:: TASK BRIEF ::
Omit all pictures and transcribe only the lines in the entries below that run from the line with "Write the React, TypeScript" through the line with "import React from".

:: SUPPLIED ENTRIES ::
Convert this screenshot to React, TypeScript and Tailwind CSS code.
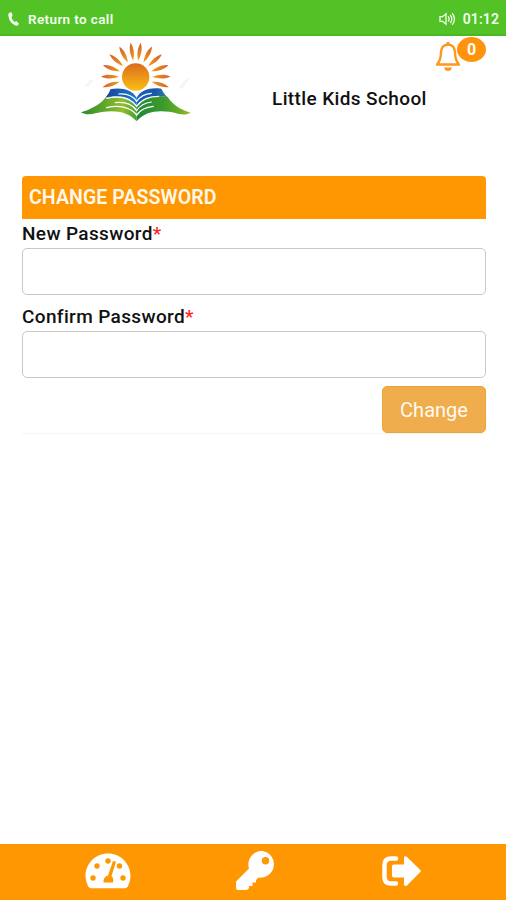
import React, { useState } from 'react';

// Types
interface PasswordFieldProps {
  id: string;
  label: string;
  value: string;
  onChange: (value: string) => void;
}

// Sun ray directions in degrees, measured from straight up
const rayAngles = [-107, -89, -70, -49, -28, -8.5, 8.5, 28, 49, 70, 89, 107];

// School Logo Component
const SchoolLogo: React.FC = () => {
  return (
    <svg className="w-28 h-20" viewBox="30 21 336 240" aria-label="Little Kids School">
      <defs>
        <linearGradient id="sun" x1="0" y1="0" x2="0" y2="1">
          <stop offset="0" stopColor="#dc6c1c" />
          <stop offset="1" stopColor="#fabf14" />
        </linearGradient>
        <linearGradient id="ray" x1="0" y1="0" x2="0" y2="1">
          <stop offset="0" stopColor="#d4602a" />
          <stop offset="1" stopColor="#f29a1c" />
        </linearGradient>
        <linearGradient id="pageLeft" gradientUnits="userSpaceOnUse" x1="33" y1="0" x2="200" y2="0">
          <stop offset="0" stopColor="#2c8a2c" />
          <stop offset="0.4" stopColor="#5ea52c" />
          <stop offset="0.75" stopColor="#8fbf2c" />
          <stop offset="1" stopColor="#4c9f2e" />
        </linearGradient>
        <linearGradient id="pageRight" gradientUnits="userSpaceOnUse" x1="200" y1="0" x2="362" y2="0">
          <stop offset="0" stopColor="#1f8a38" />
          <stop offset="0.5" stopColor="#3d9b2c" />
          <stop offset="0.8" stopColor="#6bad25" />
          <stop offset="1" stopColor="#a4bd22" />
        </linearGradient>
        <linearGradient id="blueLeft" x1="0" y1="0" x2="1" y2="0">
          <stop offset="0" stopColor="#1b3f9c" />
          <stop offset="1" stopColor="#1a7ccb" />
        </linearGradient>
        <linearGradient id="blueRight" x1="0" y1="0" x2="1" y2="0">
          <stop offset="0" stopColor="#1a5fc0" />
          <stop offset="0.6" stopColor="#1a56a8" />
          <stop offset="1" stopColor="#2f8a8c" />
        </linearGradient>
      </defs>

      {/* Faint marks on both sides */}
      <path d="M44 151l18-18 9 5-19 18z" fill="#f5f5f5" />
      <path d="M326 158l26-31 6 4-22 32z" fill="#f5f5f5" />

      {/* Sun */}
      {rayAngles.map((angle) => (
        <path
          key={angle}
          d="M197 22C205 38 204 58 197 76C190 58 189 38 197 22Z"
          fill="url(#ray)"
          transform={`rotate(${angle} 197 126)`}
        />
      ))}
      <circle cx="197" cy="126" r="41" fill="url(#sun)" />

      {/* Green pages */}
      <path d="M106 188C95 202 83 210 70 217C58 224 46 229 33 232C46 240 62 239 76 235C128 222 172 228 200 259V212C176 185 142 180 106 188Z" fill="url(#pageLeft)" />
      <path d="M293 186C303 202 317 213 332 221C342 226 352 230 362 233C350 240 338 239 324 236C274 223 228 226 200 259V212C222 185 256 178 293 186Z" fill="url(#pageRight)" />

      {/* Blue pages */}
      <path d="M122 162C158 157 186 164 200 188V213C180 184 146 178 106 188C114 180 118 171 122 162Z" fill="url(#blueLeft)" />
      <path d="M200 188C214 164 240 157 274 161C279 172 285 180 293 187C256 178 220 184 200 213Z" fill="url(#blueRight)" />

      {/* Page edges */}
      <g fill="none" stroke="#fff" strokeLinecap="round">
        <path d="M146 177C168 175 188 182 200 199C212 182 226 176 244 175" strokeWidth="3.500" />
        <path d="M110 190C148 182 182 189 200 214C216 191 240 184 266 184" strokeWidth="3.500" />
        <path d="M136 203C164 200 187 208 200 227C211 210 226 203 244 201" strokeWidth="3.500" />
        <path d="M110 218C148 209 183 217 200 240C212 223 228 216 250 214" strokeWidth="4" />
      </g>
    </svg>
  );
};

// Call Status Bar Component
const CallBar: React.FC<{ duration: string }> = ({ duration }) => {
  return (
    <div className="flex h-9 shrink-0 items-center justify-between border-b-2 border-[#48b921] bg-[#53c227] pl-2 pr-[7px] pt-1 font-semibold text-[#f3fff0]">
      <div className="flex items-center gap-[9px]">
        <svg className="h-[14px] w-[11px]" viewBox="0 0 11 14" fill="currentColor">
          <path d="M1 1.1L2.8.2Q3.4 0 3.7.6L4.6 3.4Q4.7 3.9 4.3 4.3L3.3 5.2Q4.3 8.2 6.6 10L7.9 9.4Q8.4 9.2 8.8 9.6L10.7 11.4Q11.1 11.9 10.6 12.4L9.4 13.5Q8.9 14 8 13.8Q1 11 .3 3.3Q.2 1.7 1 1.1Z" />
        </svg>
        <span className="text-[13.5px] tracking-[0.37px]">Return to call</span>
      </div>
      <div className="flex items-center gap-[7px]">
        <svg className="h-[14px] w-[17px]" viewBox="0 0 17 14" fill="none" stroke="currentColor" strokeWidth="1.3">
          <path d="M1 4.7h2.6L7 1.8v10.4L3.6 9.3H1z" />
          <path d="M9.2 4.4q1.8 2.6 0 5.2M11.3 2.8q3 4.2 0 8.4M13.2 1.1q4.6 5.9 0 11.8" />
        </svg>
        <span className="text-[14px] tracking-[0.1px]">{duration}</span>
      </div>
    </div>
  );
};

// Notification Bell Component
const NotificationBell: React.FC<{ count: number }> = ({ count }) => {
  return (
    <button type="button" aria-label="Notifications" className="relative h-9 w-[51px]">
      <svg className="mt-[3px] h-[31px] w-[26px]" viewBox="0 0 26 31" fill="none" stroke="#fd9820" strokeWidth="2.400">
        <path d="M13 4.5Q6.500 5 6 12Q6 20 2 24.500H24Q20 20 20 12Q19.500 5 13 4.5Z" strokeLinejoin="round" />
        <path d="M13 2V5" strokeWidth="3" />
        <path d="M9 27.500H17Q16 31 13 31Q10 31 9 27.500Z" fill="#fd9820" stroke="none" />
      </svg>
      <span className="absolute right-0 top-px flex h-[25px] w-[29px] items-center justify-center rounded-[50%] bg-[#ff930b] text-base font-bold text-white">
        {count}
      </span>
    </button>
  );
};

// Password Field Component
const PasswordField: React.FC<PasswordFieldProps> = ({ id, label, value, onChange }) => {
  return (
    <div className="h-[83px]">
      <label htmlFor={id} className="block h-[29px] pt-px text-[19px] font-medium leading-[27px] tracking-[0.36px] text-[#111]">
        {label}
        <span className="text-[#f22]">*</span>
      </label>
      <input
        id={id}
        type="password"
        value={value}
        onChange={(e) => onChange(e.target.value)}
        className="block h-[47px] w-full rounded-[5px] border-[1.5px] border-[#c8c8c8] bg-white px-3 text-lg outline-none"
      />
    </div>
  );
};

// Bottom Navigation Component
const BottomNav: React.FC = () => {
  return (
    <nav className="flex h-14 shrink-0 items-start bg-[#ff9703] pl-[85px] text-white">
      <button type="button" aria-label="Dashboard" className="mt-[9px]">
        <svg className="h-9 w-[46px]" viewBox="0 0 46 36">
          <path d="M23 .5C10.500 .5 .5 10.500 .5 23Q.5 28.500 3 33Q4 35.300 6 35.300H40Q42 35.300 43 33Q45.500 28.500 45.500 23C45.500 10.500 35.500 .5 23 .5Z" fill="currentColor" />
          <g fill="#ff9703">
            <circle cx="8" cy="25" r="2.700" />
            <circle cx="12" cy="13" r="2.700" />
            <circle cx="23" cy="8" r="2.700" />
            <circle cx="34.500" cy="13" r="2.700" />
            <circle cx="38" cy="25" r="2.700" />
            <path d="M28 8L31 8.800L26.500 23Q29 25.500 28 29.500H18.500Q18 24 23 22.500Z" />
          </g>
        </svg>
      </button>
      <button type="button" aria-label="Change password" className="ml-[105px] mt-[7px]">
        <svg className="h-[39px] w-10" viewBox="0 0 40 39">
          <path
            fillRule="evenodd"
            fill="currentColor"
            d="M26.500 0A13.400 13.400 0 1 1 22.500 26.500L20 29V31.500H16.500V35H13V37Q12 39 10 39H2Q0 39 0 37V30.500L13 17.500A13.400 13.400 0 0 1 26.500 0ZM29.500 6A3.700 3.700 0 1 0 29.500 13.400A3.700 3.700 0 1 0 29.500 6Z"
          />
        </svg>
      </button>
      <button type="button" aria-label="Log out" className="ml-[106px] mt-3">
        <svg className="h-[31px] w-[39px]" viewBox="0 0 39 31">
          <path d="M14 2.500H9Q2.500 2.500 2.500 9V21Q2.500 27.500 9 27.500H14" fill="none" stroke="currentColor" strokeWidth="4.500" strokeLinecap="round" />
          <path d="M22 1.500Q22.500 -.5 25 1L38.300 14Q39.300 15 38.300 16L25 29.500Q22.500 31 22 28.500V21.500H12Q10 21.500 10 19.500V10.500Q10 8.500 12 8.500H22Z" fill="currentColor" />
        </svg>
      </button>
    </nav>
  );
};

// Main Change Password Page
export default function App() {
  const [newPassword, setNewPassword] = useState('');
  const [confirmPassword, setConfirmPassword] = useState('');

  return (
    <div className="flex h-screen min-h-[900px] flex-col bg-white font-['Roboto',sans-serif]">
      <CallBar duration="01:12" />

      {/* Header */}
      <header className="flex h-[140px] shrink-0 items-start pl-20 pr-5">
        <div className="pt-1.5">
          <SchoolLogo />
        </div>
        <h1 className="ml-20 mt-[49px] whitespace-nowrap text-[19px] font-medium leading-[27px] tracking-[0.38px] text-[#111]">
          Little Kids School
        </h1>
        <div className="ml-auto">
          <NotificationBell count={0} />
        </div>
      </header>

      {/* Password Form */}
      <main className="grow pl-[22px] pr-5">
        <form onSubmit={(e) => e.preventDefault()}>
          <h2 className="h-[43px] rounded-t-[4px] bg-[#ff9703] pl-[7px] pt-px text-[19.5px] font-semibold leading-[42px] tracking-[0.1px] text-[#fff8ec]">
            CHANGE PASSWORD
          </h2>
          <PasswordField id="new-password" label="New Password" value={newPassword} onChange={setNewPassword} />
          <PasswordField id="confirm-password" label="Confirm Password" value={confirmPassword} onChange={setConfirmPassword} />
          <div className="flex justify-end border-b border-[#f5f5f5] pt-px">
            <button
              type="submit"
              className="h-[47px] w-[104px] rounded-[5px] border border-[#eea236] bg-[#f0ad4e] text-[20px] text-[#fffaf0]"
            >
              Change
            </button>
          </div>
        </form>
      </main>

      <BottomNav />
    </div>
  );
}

--

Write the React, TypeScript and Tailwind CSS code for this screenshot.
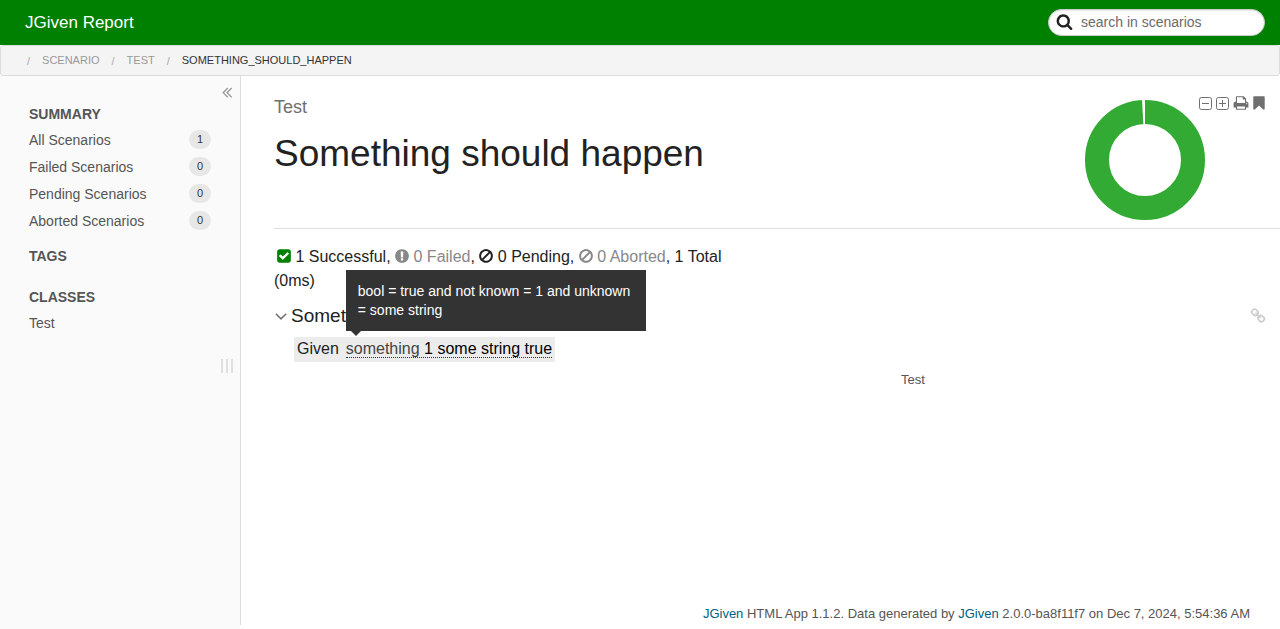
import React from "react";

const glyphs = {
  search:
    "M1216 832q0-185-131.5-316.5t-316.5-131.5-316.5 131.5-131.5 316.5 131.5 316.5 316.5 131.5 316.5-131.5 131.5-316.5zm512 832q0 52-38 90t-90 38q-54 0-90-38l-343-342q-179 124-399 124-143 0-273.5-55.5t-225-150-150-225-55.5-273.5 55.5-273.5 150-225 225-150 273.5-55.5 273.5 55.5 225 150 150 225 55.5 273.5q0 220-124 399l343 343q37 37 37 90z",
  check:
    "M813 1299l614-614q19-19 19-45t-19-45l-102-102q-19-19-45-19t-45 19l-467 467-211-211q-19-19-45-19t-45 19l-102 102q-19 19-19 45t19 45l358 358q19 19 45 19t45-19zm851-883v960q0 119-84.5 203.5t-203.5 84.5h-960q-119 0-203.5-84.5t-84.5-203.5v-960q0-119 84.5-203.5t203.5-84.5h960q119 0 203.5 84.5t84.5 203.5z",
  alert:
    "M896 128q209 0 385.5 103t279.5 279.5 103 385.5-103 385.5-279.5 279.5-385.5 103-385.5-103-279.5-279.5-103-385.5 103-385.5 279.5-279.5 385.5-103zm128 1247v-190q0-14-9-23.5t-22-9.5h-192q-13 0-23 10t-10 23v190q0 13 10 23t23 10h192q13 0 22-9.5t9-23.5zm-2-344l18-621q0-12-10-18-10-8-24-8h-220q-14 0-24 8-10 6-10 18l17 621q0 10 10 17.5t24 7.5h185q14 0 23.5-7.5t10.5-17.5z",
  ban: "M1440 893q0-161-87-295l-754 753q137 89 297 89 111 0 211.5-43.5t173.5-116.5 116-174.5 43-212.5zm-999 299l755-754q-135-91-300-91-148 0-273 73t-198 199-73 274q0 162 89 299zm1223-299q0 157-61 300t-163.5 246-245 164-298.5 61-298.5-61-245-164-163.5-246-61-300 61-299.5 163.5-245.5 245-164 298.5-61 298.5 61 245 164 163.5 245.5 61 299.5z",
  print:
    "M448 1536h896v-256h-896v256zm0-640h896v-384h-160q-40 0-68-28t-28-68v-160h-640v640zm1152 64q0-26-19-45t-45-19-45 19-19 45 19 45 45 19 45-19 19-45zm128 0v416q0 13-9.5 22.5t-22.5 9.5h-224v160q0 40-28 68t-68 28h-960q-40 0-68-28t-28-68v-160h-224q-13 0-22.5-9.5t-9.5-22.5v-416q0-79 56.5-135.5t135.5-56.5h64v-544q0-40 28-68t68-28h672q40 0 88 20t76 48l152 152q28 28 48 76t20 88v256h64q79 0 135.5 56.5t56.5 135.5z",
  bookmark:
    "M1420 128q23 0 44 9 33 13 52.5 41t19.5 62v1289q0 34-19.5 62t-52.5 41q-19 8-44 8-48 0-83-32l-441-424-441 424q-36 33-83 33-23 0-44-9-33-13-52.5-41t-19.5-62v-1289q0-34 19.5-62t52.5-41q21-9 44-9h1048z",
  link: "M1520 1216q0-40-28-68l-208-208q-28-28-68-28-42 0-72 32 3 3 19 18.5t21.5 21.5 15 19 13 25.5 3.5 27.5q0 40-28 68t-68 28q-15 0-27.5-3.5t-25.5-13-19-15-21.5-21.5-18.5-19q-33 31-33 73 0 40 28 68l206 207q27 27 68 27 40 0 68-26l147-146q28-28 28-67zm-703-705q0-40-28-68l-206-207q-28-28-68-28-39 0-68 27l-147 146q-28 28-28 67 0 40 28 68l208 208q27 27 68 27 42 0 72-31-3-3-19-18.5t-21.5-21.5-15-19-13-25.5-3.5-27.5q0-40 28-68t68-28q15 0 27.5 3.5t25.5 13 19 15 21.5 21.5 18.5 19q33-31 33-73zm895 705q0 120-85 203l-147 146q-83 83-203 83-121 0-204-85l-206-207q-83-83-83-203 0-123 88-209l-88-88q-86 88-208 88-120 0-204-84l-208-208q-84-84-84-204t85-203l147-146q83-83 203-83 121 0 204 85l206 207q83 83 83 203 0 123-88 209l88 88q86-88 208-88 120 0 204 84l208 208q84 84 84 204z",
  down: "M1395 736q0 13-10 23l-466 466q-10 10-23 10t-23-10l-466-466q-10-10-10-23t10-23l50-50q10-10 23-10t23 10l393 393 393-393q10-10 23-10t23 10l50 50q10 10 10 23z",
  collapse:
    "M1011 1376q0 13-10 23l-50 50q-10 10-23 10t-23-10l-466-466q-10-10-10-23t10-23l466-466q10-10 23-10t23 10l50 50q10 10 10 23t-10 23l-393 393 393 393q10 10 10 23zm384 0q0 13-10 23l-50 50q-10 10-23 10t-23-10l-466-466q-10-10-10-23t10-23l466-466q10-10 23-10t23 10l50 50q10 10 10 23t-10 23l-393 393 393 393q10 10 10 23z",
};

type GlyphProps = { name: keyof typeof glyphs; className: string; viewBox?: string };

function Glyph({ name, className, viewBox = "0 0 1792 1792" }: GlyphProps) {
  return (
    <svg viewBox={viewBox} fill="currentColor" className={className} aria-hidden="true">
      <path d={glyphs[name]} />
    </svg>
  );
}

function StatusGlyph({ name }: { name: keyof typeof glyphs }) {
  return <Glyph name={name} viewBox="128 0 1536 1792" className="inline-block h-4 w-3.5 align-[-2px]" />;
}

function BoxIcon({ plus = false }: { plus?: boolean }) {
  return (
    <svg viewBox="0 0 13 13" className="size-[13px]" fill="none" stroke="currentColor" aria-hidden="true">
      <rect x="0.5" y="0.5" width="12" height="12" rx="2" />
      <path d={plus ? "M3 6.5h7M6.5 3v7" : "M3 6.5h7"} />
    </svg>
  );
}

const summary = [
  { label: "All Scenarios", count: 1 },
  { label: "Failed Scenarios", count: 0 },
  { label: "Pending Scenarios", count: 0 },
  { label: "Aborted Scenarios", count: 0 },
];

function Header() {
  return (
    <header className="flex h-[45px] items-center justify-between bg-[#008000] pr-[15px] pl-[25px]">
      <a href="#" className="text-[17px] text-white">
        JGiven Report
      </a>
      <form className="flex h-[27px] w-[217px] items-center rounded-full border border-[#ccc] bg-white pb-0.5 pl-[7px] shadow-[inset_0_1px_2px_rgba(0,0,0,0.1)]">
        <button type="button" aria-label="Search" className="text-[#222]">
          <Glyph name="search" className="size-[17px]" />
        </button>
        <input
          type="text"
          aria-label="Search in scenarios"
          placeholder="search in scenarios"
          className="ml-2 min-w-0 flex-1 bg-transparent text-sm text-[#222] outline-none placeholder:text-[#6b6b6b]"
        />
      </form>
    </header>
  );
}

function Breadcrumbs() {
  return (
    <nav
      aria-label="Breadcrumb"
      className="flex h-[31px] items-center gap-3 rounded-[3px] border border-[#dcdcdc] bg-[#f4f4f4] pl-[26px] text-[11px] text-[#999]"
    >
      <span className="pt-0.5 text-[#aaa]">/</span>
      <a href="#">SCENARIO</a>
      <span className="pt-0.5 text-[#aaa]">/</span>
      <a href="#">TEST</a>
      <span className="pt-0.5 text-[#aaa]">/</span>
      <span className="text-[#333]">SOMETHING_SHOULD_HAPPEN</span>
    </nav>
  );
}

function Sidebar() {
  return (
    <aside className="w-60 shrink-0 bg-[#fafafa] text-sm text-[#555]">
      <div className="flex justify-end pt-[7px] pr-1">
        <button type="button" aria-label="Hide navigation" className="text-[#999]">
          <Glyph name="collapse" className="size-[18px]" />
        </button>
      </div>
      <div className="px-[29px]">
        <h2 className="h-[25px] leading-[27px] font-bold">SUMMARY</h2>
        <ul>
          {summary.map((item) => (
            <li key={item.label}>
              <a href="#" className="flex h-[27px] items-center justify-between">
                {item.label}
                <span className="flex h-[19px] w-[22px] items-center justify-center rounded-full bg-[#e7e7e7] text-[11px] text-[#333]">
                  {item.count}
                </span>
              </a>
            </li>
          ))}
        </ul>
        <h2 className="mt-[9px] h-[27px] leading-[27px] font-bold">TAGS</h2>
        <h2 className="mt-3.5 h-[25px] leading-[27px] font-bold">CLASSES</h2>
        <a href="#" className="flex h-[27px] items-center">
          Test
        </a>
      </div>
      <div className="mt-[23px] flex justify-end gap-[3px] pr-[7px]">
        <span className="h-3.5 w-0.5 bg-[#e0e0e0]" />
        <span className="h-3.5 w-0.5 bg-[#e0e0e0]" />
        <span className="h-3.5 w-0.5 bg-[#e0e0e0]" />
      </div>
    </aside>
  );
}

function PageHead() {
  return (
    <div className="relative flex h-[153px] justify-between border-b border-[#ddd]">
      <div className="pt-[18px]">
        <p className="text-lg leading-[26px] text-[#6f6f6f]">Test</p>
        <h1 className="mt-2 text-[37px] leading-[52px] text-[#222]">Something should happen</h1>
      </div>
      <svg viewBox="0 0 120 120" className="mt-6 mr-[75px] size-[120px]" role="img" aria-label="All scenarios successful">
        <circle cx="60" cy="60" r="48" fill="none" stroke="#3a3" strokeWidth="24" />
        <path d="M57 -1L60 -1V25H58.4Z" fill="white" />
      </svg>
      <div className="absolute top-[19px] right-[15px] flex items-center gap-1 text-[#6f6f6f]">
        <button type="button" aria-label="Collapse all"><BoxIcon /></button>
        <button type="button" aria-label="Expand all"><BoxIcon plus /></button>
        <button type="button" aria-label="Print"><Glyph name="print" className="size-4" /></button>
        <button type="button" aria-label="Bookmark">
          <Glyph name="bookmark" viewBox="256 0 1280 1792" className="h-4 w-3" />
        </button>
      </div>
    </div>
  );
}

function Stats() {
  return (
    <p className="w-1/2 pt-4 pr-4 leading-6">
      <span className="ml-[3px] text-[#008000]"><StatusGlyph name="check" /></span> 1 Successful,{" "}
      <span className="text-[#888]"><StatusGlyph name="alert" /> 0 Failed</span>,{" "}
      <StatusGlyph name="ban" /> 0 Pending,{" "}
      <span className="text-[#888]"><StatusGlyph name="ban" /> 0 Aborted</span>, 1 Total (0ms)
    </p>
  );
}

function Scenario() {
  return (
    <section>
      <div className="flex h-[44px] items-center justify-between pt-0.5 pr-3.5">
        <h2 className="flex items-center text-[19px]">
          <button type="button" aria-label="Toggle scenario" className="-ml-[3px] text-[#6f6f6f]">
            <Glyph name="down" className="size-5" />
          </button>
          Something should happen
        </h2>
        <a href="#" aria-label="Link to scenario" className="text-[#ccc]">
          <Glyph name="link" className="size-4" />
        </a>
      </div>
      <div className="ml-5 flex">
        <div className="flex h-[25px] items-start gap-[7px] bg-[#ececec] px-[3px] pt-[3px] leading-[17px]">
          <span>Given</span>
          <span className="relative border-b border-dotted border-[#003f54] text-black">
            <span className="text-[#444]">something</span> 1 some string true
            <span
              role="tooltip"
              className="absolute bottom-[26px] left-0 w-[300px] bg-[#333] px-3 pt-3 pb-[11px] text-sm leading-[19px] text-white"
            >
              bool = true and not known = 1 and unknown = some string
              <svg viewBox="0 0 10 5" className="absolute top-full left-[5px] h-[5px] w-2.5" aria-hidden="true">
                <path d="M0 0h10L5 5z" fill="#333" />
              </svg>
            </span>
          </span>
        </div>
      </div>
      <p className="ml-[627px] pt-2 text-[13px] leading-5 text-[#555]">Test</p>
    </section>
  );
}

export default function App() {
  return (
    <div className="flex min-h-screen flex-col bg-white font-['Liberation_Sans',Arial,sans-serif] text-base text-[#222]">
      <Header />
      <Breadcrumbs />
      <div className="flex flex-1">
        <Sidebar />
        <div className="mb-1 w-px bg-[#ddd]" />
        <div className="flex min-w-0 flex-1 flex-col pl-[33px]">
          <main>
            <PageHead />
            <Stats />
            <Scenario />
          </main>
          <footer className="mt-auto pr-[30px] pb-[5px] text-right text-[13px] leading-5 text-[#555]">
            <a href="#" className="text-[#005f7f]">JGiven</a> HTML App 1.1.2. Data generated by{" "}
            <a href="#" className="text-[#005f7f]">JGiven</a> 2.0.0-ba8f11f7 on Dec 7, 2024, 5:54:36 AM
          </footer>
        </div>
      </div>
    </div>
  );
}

:: REPLY TO THE TASK ::
Write the React, TypeScript and Tailwind CSS code for this screenshot.
import React from "react";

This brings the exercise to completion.